__Required task__
Copy out every line that contains the word "this".

__Extracted information__
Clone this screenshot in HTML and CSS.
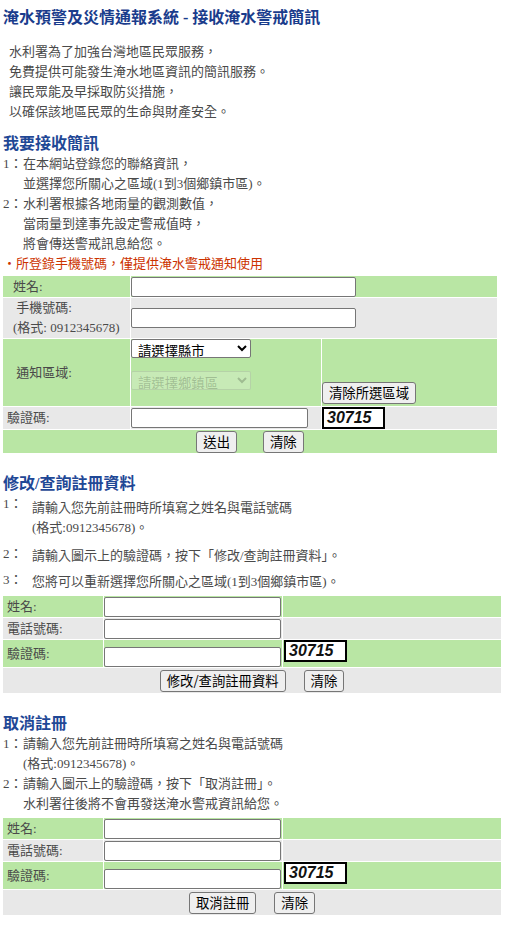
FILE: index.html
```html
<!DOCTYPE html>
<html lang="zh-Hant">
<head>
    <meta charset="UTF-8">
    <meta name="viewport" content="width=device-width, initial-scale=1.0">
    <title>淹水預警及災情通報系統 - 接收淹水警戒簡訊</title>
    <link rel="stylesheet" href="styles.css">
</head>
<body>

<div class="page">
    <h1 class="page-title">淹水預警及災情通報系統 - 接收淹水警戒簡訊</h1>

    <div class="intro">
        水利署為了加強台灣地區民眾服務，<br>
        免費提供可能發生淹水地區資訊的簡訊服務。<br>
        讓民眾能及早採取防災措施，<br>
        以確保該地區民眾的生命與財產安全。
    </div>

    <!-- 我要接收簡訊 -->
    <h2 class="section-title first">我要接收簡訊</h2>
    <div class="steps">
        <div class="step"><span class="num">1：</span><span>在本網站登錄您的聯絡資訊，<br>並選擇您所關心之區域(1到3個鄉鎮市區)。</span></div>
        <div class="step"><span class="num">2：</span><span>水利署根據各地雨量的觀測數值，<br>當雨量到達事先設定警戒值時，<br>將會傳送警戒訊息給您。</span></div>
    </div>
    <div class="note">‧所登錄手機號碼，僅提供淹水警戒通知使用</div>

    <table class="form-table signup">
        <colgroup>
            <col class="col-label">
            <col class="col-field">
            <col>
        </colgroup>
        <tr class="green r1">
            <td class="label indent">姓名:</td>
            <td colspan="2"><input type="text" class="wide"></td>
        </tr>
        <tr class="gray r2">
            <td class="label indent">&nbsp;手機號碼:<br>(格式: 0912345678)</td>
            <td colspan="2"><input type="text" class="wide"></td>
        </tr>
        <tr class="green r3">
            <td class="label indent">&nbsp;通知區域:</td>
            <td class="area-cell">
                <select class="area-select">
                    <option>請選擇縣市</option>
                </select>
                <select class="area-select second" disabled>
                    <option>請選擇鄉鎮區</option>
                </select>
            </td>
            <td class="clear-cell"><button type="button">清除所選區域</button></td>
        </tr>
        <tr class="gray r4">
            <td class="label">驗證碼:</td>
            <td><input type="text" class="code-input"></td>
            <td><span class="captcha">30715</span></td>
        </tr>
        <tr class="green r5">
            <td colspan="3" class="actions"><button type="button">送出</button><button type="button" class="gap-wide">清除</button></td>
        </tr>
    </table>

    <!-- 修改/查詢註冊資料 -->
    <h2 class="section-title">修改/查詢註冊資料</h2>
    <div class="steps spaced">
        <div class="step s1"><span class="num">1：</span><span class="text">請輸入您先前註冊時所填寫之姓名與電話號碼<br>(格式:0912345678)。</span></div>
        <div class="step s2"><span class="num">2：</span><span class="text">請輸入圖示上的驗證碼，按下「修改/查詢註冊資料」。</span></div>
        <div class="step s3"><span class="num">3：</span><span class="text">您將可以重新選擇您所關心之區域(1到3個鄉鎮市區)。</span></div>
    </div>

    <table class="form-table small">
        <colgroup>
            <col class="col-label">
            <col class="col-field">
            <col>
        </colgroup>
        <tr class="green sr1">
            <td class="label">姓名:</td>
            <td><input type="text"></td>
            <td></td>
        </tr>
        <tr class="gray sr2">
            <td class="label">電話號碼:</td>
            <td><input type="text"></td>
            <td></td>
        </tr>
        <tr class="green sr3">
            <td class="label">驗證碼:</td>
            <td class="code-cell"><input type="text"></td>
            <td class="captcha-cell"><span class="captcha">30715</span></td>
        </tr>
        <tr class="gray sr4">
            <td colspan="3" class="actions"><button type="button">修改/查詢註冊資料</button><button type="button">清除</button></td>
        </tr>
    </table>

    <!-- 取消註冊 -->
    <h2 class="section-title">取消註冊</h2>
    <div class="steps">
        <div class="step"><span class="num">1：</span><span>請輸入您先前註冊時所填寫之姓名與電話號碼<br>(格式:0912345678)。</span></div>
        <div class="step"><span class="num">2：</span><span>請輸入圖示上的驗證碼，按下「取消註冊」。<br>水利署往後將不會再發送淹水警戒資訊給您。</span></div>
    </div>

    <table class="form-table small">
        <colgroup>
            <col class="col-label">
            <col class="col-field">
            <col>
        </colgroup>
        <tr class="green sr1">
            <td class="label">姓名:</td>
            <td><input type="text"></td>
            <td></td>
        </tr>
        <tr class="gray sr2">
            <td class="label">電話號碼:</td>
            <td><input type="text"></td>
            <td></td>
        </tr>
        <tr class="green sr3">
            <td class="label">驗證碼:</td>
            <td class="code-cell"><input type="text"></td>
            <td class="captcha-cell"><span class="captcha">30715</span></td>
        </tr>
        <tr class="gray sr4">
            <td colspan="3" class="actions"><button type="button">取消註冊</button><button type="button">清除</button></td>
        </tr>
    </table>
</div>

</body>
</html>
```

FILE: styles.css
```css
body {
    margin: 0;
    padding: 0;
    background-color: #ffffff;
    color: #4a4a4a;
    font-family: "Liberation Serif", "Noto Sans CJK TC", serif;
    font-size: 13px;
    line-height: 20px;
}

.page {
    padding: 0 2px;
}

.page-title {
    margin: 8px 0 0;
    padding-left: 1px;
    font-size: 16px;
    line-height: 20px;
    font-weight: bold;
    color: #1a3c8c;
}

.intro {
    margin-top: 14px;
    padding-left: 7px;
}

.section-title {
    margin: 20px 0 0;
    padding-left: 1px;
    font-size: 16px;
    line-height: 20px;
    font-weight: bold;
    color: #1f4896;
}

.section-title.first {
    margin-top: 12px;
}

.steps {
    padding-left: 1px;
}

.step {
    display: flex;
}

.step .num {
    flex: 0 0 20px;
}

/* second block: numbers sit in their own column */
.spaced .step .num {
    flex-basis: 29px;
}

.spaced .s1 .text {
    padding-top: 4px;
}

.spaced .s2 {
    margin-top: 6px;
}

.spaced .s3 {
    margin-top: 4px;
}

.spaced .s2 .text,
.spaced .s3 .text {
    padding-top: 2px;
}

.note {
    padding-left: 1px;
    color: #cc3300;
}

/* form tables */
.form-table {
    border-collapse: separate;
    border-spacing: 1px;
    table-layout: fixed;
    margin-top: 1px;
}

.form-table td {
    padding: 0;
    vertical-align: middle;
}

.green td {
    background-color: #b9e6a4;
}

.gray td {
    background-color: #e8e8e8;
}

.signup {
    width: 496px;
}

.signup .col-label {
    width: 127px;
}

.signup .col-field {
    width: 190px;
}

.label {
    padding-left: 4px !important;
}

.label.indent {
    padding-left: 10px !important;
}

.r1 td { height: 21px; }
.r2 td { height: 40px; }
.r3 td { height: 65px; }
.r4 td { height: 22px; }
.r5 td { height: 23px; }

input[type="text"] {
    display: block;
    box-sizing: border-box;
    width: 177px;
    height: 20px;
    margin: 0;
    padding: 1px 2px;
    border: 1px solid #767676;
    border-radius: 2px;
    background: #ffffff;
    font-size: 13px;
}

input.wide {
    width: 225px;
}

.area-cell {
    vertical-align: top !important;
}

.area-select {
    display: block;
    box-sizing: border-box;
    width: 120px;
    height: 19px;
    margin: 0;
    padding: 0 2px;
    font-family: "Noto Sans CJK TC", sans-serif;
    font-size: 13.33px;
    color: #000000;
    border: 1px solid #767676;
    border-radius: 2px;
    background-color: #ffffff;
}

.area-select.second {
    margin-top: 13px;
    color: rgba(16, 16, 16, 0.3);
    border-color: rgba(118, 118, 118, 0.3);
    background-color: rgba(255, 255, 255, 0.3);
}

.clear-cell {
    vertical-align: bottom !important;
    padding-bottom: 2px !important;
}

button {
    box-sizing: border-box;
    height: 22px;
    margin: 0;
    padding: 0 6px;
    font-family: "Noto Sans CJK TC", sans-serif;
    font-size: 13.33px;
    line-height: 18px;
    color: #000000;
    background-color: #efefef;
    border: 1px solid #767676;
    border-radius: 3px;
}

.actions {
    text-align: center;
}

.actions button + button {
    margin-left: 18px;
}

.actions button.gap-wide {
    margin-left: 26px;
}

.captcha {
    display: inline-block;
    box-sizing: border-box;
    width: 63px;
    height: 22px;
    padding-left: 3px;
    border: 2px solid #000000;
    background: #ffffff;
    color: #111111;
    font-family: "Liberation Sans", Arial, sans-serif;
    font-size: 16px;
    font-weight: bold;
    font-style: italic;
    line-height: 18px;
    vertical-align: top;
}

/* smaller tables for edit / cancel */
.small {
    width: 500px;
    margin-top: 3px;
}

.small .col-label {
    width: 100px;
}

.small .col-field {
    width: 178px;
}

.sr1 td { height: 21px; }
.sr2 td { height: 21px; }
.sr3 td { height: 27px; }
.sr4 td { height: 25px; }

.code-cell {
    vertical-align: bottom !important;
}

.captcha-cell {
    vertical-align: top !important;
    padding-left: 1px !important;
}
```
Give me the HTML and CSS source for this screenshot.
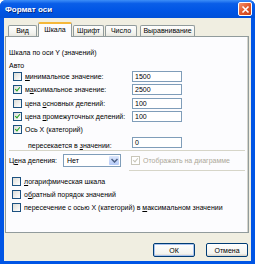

__Expected output__
Clone this screenshot in HTML and CSS.
Give me the HTML and CSS source for this screenshot.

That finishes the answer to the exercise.